Overall the project is one of the few evaluation studies to examine the effectiveness of workplace alcohol and drug risk management strategies undertaken to-date in Australia or internationally.  The project was successful in reducing workplace alcohol and drug risk to safety and productivity and demonstrated that tailored strategies that adopt a ‘whole-of-workplace’ and fit with the day-to-day demands of production are effective.

Quotes from participants in WRAHP:

  • Policy awareness and understanding of policy implementation procedures

“Let’s not forget that when we started off… nobody knew we had a drug and alcohol policy. So, we’ve gone from having no awareness whatsoever to having awareness, to then having some good conversations about it…...”
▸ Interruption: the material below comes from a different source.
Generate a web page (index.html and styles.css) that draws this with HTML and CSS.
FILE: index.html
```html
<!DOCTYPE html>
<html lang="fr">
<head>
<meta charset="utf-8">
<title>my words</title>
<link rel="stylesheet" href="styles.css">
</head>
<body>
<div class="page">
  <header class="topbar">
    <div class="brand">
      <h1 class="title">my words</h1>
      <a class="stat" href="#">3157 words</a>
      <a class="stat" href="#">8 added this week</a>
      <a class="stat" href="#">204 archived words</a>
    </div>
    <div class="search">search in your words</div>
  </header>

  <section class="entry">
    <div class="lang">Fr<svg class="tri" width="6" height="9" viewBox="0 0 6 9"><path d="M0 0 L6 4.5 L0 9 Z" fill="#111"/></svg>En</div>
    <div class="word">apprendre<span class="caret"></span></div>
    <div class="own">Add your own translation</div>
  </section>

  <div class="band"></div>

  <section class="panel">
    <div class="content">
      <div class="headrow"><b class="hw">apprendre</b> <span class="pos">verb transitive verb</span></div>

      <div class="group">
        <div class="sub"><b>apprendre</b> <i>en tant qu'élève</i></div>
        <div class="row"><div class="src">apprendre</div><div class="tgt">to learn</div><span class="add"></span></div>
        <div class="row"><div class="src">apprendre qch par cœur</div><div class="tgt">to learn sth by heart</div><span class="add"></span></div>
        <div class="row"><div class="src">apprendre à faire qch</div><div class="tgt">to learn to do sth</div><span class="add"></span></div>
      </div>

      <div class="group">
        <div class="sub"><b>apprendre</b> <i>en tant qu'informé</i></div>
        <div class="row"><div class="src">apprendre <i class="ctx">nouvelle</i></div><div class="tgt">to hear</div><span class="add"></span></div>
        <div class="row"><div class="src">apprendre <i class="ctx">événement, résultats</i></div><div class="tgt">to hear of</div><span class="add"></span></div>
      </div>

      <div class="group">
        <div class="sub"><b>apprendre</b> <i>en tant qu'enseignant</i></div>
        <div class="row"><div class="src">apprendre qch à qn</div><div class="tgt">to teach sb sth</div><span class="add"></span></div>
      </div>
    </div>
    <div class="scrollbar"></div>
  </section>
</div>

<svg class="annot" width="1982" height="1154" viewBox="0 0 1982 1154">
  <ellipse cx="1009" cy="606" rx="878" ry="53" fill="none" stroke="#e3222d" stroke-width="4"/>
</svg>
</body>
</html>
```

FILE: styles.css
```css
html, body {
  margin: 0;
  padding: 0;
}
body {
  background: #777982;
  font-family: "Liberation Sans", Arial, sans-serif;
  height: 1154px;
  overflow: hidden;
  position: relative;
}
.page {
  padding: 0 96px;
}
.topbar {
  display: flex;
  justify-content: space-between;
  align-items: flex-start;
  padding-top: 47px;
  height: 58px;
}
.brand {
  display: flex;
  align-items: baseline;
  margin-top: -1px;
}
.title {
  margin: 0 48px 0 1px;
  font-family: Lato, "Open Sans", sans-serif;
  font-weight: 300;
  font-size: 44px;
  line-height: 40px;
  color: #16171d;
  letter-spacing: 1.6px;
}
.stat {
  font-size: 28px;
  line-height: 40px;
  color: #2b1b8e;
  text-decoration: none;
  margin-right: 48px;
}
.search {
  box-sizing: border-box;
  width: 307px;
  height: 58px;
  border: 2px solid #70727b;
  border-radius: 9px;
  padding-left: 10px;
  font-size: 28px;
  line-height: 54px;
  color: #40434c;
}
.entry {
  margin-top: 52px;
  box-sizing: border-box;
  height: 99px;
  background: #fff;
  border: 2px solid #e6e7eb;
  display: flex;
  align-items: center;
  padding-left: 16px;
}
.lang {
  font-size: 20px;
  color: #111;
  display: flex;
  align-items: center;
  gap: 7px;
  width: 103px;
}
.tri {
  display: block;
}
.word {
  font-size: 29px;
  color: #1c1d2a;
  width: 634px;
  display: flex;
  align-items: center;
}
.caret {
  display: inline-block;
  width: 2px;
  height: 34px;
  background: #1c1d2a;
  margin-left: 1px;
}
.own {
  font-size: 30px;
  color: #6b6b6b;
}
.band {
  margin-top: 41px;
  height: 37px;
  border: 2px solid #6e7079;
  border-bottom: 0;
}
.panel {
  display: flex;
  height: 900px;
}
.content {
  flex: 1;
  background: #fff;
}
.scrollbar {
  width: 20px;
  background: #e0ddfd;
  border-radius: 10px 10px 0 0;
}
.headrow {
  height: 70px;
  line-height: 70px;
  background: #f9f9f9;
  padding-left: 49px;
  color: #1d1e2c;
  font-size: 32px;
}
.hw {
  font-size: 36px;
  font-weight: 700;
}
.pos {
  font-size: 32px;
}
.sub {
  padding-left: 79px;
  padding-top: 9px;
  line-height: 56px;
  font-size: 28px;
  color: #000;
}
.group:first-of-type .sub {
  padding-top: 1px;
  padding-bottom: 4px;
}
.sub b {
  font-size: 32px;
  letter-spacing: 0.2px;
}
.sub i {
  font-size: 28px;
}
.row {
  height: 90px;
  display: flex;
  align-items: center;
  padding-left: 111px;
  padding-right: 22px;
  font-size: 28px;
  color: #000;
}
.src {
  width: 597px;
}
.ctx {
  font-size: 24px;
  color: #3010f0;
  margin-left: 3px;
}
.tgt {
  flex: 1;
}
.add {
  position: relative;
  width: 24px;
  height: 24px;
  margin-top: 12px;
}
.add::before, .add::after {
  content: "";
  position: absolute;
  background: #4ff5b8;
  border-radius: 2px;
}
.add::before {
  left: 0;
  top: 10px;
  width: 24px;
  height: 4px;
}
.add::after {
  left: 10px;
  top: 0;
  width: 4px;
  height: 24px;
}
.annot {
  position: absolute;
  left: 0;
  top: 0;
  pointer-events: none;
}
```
  • Awareness of workplace alcohol and drug risk

“It’s not until you actually delve into it a little bit deeper that you actually realise what the ramifications can be of people being under the influence or hung-over”

  • Understanding of how to respond to risk

Yeah, someone [in my team] was struggling … I gave them that information [local area resource guide] and they followed it up with their doctor as well. And ongoing treatment’s happening.”

  • Understanding of employee referral processes

“Knowing where to go, having the pieces of paper, and being able to say well you have a problem and here are the contact points for you to go are helpful.”

  • Levels of workplace communication concerning alcohol, drug and other worker wellbeing issues

“To engage everyone. Not just management. Not just team leaders. It’s got to go through so that everyone talks about it, and no one is talking about it like this. Everyone’s just talking about it like it’s normal.”

  • Levels of trust between supervisors and employees in relation to worker wellbeing issues

“They don’t have to make up a story that they’re sick or anything else. They can be honest and it’s so much easier to deal with honesty because it proves that not to be honest and something else goes wrong well then you start doubting what they tell you. So that side of it has been positive, very positive.”